If you’ve ever looked around and wondered why the wicked prosper—why abusers go unpunished, why corrupt systems endure, why the cries of the vulnerable seem to vanish into silence—then Job is your companion. He sees what you see and dares to say it. The world is not fair. The wicked do walk in sunlight. The innocent do suffer in shadows. And if you’ve carried the ache of this injustice in your chest, know that Scripture does not deny your vision—it gives it a voice.

Your grief over injustice is not cynicism; it is evidence of God’s image in you, a longing for the world to be as it should be. Job’s lament teaches you that you can both love God and still be heartbroken over the state of the world. You don’t have to pretend the wicked are always punished or the righteous always vindicated. You’re invited to weep, to question, and to long for justice that may not yet be visible, but is promised. In Christ, that promise is not just a future hope—it’s a guarantee sealed by nail-pierced hands.

A Theology that Endures Injustice

This chapter dismantles the neatness of Eliphaz, Bildad, and Zophar’s theology of glory. Job is asking the question they’re too afraid to voice: Why doesn’t God do something? His friends say, “The wicked always fail.” But Job says, “Then why are they still standing in prosperity?” The prosperity gospel is a giant farce. But Job isn’t denying God will judge—he’s grieving that judgement delays. And in that grief, he refuses to lie about what he sees—a true theologian of the cross, calling a thing what it is.

Job does not try to resolve the problem of evil with a simplistic theodicy—he simply exposes it. This is not faithlessness but faith speaking honestly. Job believes God is just, but he refuses to pretend justice is already visible. This is the faith of the exile, the afflicted, and the abused—a cry that says, “I believe You are good, but what I see right now does not reflect it.” And that cry, far from being unholy or impious, is the cry of Christ Himself on the cross, “My God, My God, why have You forsaken Me?”

If you’ve ever been told, “Everything happens for a reason” while still reeling from grief, the Book of Job shows you that such theology—however well-meaning—can sometimes do more harm than good. Job does not try to explain away evil or sanitize suffering. Instead, he stares unflinchingly at injustice and still turns his face toward God. That is not weak faith—it is courageous faith. And if you’ve been clinging to God with trembling hands while injustice rages around you, you are not failing. You are walking the same path Job walked—a path where faith does not erase pain but outlasts it.

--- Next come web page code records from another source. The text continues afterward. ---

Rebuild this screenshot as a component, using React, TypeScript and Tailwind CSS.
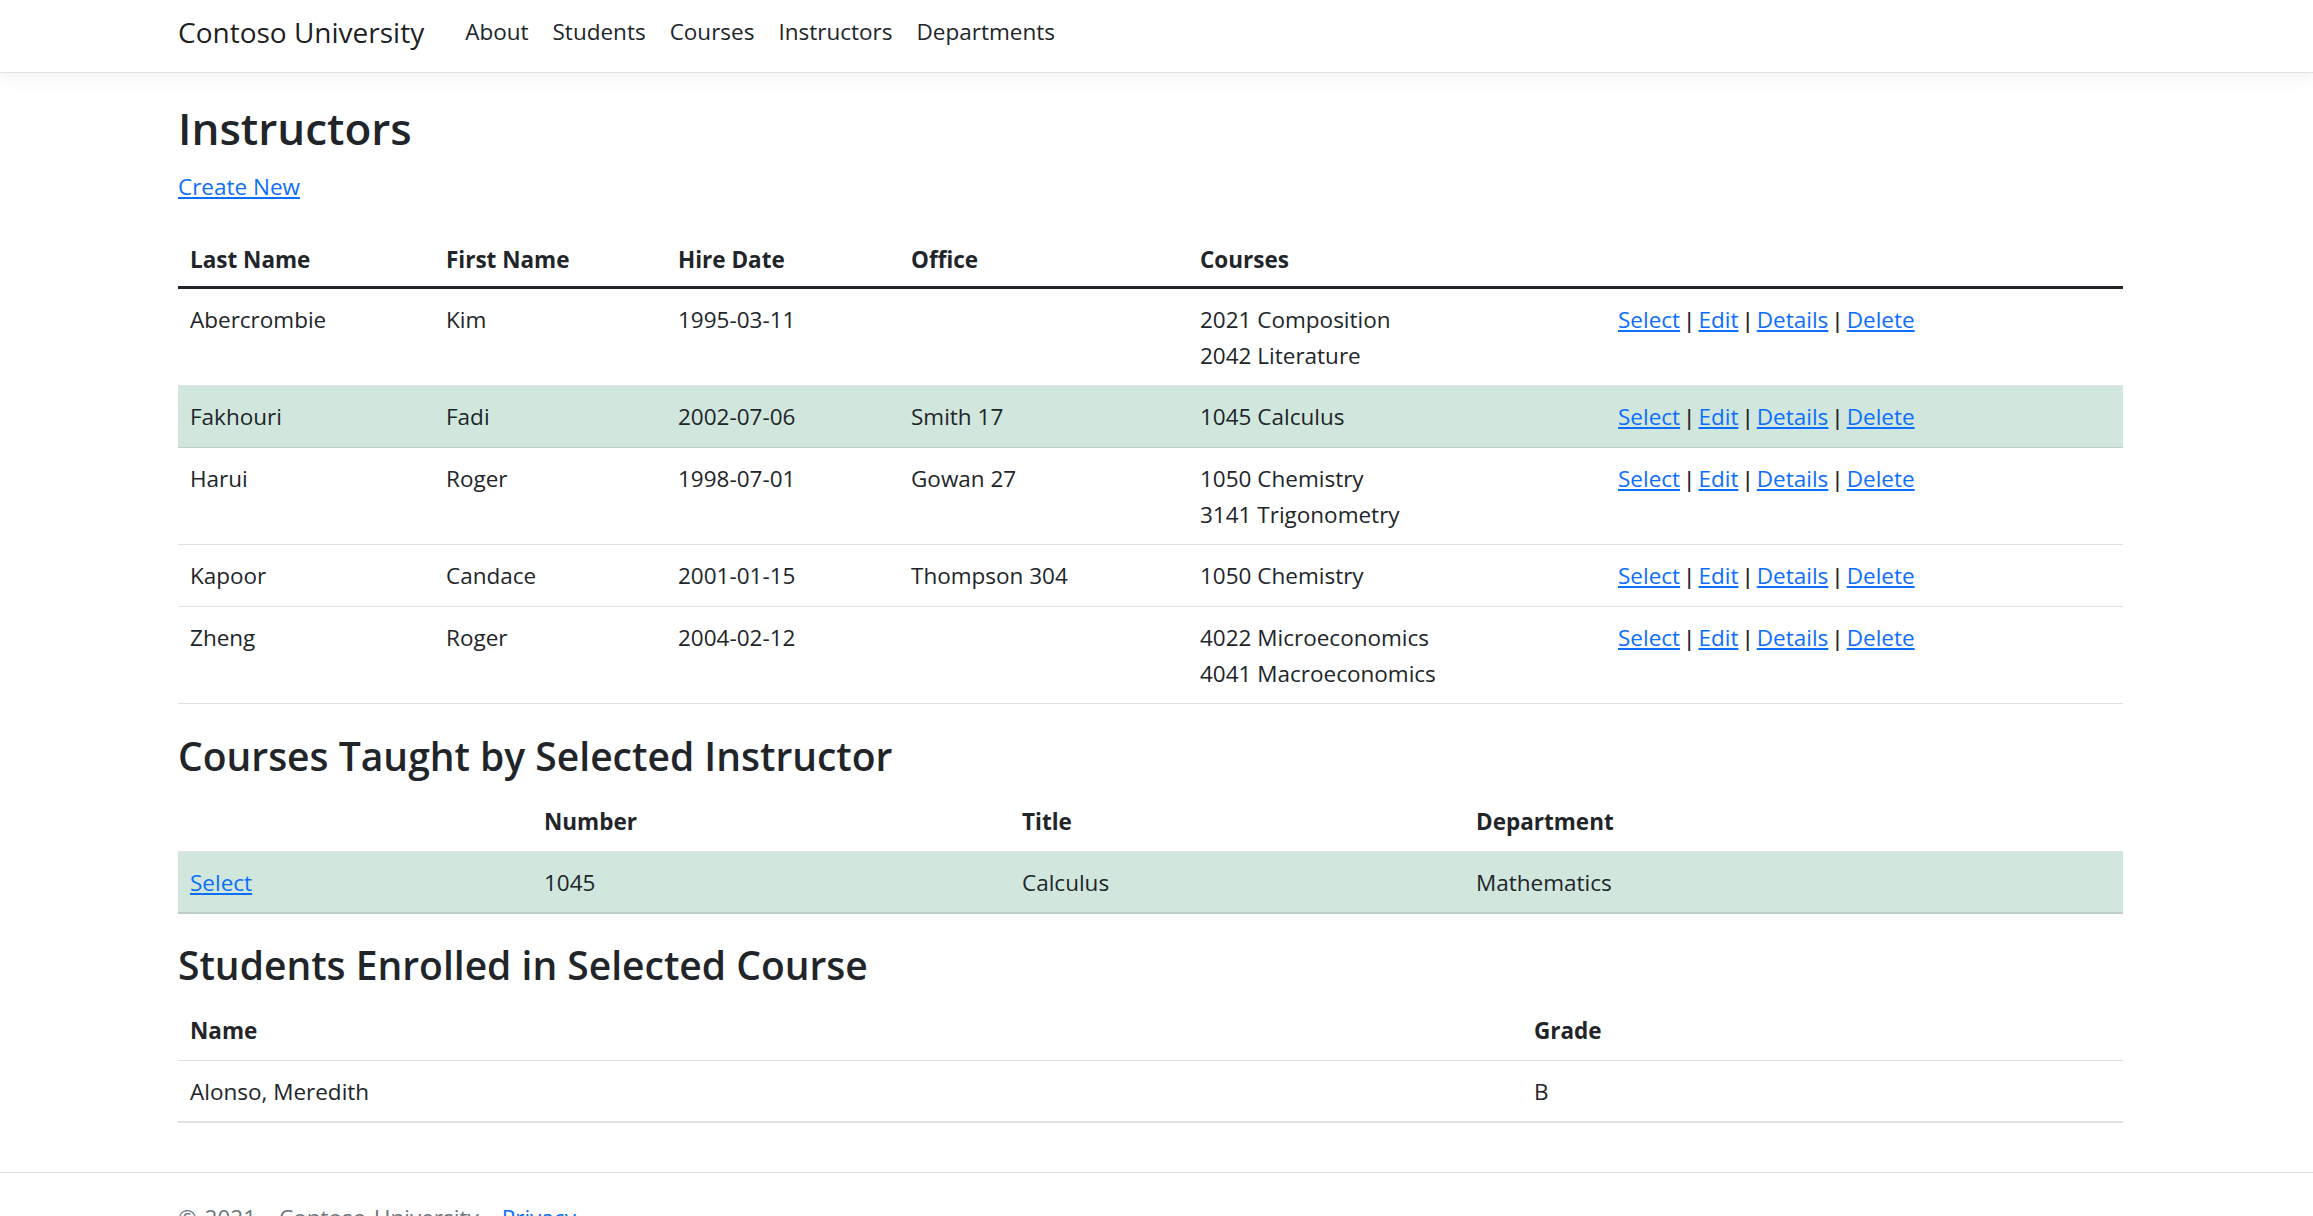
import React from "react";

type Instr = {
  last: string;
  first: string;
  hire: string;
  office: string;
  courses: string[];
  selected?: boolean;
};

const instructors: Instr[] = [
  { last: "Abercrombie", first: "Kim", hire: "1995-03-11", office: "", courses: ["2021 Composition", "2042 Literature"] },
  { last: "Fakhouri", first: "Fadi", hire: "2002-07-06", office: "Smith 17", courses: ["1045 Calculus"], selected: true },
  { last: "Harui", first: "Roger", hire: "1998-07-01", office: "Gowan 27", courses: ["1050 Chemistry", "3141 Trigonometry"] },
  { last: "Kapoor", first: "Candace", hire: "2001-01-15", office: "Thompson 304", courses: ["1050 Chemistry"] },
  { last: "Zheng", first: "Roger", hire: "2004-02-12", office: "", courses: ["4022 Microeconomics", "4041 Macroeconomics"] },
];

const cell = "px-[12px] pt-[13px] pb-[11px] align-top text-left";
const link = "text-[#0d6efd] underline";

function Sep() {
  return <span className="font-['Liberation_Sans',sans-serif] text-[#212529]"> | </span>;
}

export default function App() {
  return (
    <div className="font-['Open_Sans',sans-serif] text-[22.5px] leading-[36px] text-[#212529] bg-white">
      <nav className="h-[73px] border-b border-[#dee2e6] bg-white shadow-[0_6px_18px_rgba(0,0,0,0.05)]">
        <div className="flex h-[72px] items-center pb-[9px] pl-[178px]">
          <a className="mr-[29px] text-[28px] leading-[42px] text-[rgba(0,0,0,0.9)]">Contoso University</a>
          {["About", "Students", "Courses", "Instructors", "Departments"].map((l) => (
            <a key={l} className="px-[12px] text-[#212529]">
              {l}
            </a>
          ))}
        </div>
      </nav>

      <main className="pl-[178px] pt-[28px] pb-[49px]">
        <div className="w-[1945px]">
          <h1 className="mb-[13px] text-[44px] leading-[55px] font-semibold">Instructors</h1>
          <p className="mb-[21px]">
            <a className={link}>Create New</a>
          </p>

          <table className="w-[1945px] table-fixed border-separate border-spacing-0">
            <colgroup>
              <col className="w-[256px]" />
              <col className="w-[232px]" />
              <col className="w-[233px]" />
              <col className="w-[289px]" />
              <col className="w-[418px]" />
              <col className="w-[517px]" />
            </colgroup>
            <thead>
              <tr>
                {["Last Name", "First Name", "Hire Date", "Office", "Courses", ""].map((h, i) => (
                  <th key={i} className="px-[12px] pt-[16px] pb-[8px] text-left font-bold border-b-[3px] border-[#212529]">
                    {h}
                  </th>
                ))}
              </tr>
            </thead>
            <tbody>
              {instructors.map((r) => {
                const td = `${cell} border-b ${r.selected ? "bg-[#d1e7dd] border-[#bcd0c7]" : "border-[#dee2e6]"}`;
                return (
                  <tr key={r.last}>
                    <td className={td}>{r.last}</td>
                    <td className={td}>{r.first}</td>
                    <td className={td}>{r.hire}</td>
                    <td className={td}>{r.office}</td>
                    <td className={td}>
                      {r.courses.map((c) => (
                        <div key={c}>{c}</div>
                      ))}
                    </td>
                    <td className={td}>
                      <a className={link}>Select</a>
                      <Sep />
                      <a className={link}>Edit</a>
                      <Sep />
                      <a className={link}>Details</a>
                      <Sep />
                      <a className={link}>Delete</a>
                    </td>
                  </tr>
                );
              })}
            </tbody>
          </table>

          <h2 className="mt-[28px] mb-[11px] text-[39px] leading-[48px] font-semibold">Courses Taught by Selected Instructor</h2>
          <table className="w-[1945px] table-fixed border-separate border-spacing-0">
            <colgroup>
              <col className="w-[354px]" />
              <col className="w-[478px]" />
              <col className="w-[454px]" />
              <col className="w-[659px]" />
            </colgroup>
            <thead>
              <tr>
                {["", "Number", "Title", "Department"].map((h, i) => (
                  <th key={i} className={`${cell} font-bold border-b border-[#dee2e6]`}>
                    {h}
                  </th>
                ))}
              </tr>
            </thead>
            <tbody>
              <tr>
                <td className={`${cell} bg-[#d1e7dd] border-b-2 border-[#bcd0c7]`}>
                  <a className={link}>Select</a>
                </td>
                <td className={`${cell} bg-[#d1e7dd] border-b-2 border-[#bcd0c7]`}>1045</td>
                <td className={`${cell} bg-[#d1e7dd] border-b-2 border-[#bcd0c7]`}>Calculus</td>
                <td className={`${cell} bg-[#d1e7dd] border-b-2 border-[#bcd0c7]`}>Mathematics</td>
              </tr>
            </tbody>
          </table>

          <h2 className="mt-[27px] mb-[11px] text-[39px] leading-[48px] font-semibold">Students Enrolled in Selected Course</h2>
          <table className="w-[1945px] table-fixed border-separate border-spacing-0">
            <colgroup>
              <col className="w-[1344px]" />
              <col className="w-[601px]" />
            </colgroup>
            <thead>
              <tr>
                <th className={`${cell} font-bold border-b border-[#dee2e6]`}>Name</th>
                <th className={`${cell} font-bold border-b border-[#dee2e6]`}>Grade</th>
              </tr>
            </thead>
            <tbody>
              <tr>
                <td className={`${cell} border-b-2 border-[#dee2e6]`}>Alonso, Meredith</td>
                <td className={`${cell} border-b-2 border-[#dee2e6]`}>B</td>
              </tr>
            </tbody>
          </table>
        </div>
      </main>

      <footer className="border-t border-[#dee2e6] leading-[90px] text-[#6c757d]">
        <div className="pl-[178px] [word-spacing:2px]">
          © 2021 - Contoso University - <a className={link}>Privacy</a>
        </div>
      </footer>
    </div>
  );
}
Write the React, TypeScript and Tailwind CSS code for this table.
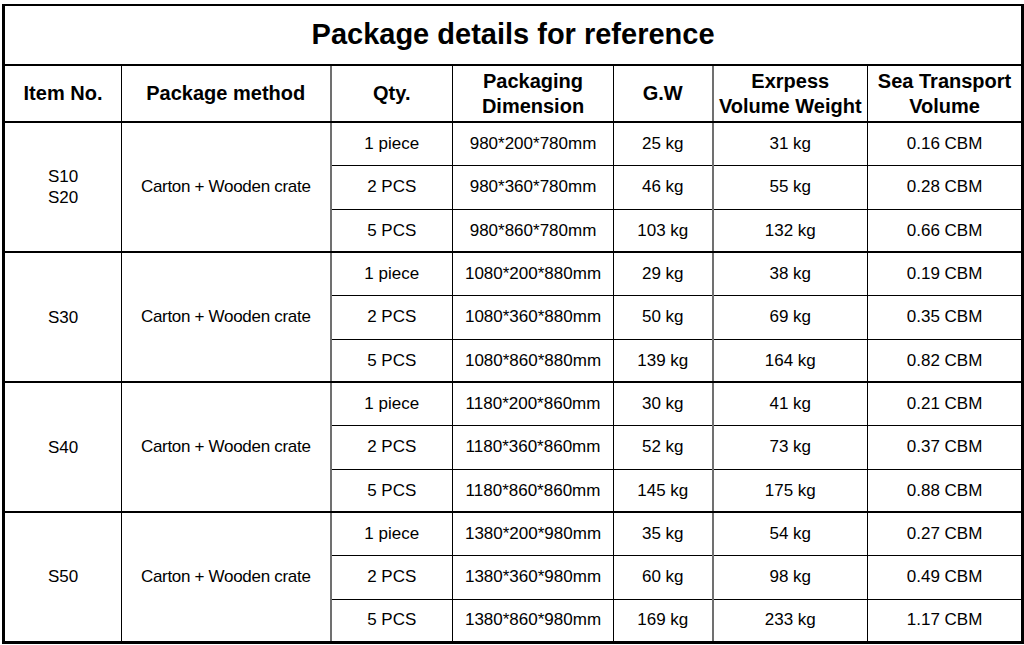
const GROUPS = [
  {
    item: ["S10", "S20"],
    rows: [
      ["1 piece", "980*200*780mm", "25 kg", "31 kg", "0.16 CBM"],
      ["2 PCS", "980*360*780mm", "46 kg", "55 kg", "0.28 CBM"],
      ["5 PCS", "980*860*780mm", "103 kg", "132 kg", "0.66 CBM"],
    ],
  },
  {
    item: ["S30"],
    rows: [
      ["1 piece", "1080*200*880mm", "29 kg", "38 kg", "0.19 CBM"],
      ["2 PCS", "1080*360*880mm", "50 kg", "69 kg", "0.35 CBM"],
      ["5 PCS", "1080*860*880mm", "139 kg", "164 kg", "0.82 CBM"],
    ],
  },
  {
    item: ["S40"],
    rows: [
      ["1 piece", "1180*200*860mm", "30 kg", "41 kg", "0.21 CBM"],
      ["2 PCS", "1180*360*860mm", "52 kg", "73 kg", "0.37 CBM"],
      ["5 PCS", "1180*860*860mm", "145 kg", "175 kg", "0.88 CBM"],
    ],
  },
  {
    item: ["S50"],
    rows: [
      ["1 piece", "1380*200*980mm", "35 kg", "54 kg", "0.27 CBM"],
      ["2 PCS", "1380*360*980mm", "60 kg", "98 kg", "0.49 CBM"],
      ["5 PCS", "1380*860*980mm", "169 kg", "233 kg", "0.88 CBM"],
    ],
  },
];

// last value of last group is 1.17 CBM
GROUPS[3].rows[2][4] = "1.17 CBM";

const ROW_H = ["h-[43px]", "h-[44px]", "h-[43px]"];

function HeadCell({ children, className = "" }: { children: React.ReactNode; className?: string }) {
  return (
    <th
      className={`border border-b-2 border-black px-1 text-center align-middle text-[20px] font-bold leading-[25px] ${className}`}
    >
      {children}
    </th>
  );
}

export default function App() {
  return (
    <div className="h-[645px] w-[1024px] overflow-hidden bg-white pl-[2px] pt-[4px] font-['Liberation_Sans',Arial,sans-serif] text-black">
      <table className="w-[1021px] table-fixed border-collapse border-x-[3px] border-t-2 border-b-[3px] border-black">
        <colgroup>
          <col className="w-[118px]" />
          <col className="w-[209px]" />
          <col className="w-[122px]" />
          <col className="w-[161px]" />
          <col className="w-[99px]" />
          <col className="w-[155px]" />
          <col className="w-[155px]" />
        </colgroup>
        <thead>
          <tr className="h-[60px]">
            <th
              colSpan={7}
              className="border-b-2 border-black text-center align-middle text-[29px] font-bold"
            >
              Package details for reference
            </th>
          </tr>
          <tr className="h-[57px]">
            <HeadCell>Item No.</HeadCell>
            <HeadCell className="border-r-2 border-r-[#707070]">Package method</HeadCell>
            <HeadCell>Qty.</HeadCell>
            <HeadCell>
              Packaging
              <br />
              Dimension
            </HeadCell>
            <HeadCell className="border-r-2 border-r-[#707070]">G.W</HeadCell>
            <HeadCell>
              Exrpess
              <br />
              Volume Weight
            </HeadCell>
            <HeadCell>
              Sea Transport
              <br />
              Volume
            </HeadCell>
          </tr>
        </thead>
        <tbody className="text-[17px]">
          {GROUPS.map((group, gi) =>
            group.rows.map((row, ri) => {
              const last = ri === 2 && gi < GROUPS.length - 1;
              const bottom = last ? "border-b-2" : "";
              return (
                <tr key={`${gi}-${ri}`} className={ROW_H[ri]}>
                  {ri === 0 && (
                    <>
                      <td
                        rowSpan={3}
                        className={`border border-black text-center align-middle leading-[21px] ${gi < GROUPS.length - 1 ? "border-b-2" : ""}`}
                      >
                        {group.item.map((s) => (
                          <div key={s}>{s}</div>
                        ))}
                      </td>
                      <td
                        rowSpan={3}
                        className={`border border-r-2 border-black border-r-[#707070] text-center align-middle tracking-[-0.3px] ${gi < GROUPS.length - 1 ? "border-b-2" : ""}`}
                      >
                        Carton + Wooden crate
                      </td>
                    </>
                  )}
                  <td className={`border border-black text-center align-middle ${bottom}`}>{row[0]}</td>
                  <td className={`border border-black text-center align-middle ${bottom}`}>{row[1]}</td>
                  <td className={`border border-r-2 border-black border-r-[#707070] text-center align-middle ${bottom}`}>
                    {row[2]}
                  </td>
                  <td className={`border border-black text-center align-middle ${bottom}`}>{row[3]}</td>
                  <td className={`border border-black text-center align-middle ${bottom}`}>{row[4]}</td>
                </tr>
              );
            })
          )}
        </tbody>
      </table>
    </div>
  );
}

You don’t have to explain what you cannot understand. Job gives you permission to say, “I don’t know why God is allowing this, but I will not stop crying out to Him.” This is the posture of those who wait for the resurrection. It’s not a passive waiting but an active groaning, like creation itself (Romans 8:22). And in that groaning, you are not alone. Christ joins you there, the Innocent One who suffered unjustly, who trusted through His Father’s silence, and who now reigns to make sure no injustice lasts forever.

The Cry that Waits for the Day

Job ends this chapter without resolution. There is no “happy turn” or triumphant conclusion. He simply observes that the wicked are, and God seems to allow it. But in naming this, Job joins the ranks of the faithful who long for a justice they cannot yet see. He waits for a day that has not come. And in this, he foreshadows the Prophets, the psalmists, and finally Christ Himself, who bore the weight of a silent Heaven to bring justice for all oppressed by sin and evil.

For now, Job walks by faith, not by sight (2 Corinthians 5:7). His theology holds space for mystery, and his lament becomes a testimony—not because he understands God’s ways but because he keeps speaking to God even when those ways are hidden. In this, Job teaches us how to live with unanswered questions—not with despair but with a defiant hope that refuses to let go of the One who will one day make all things right.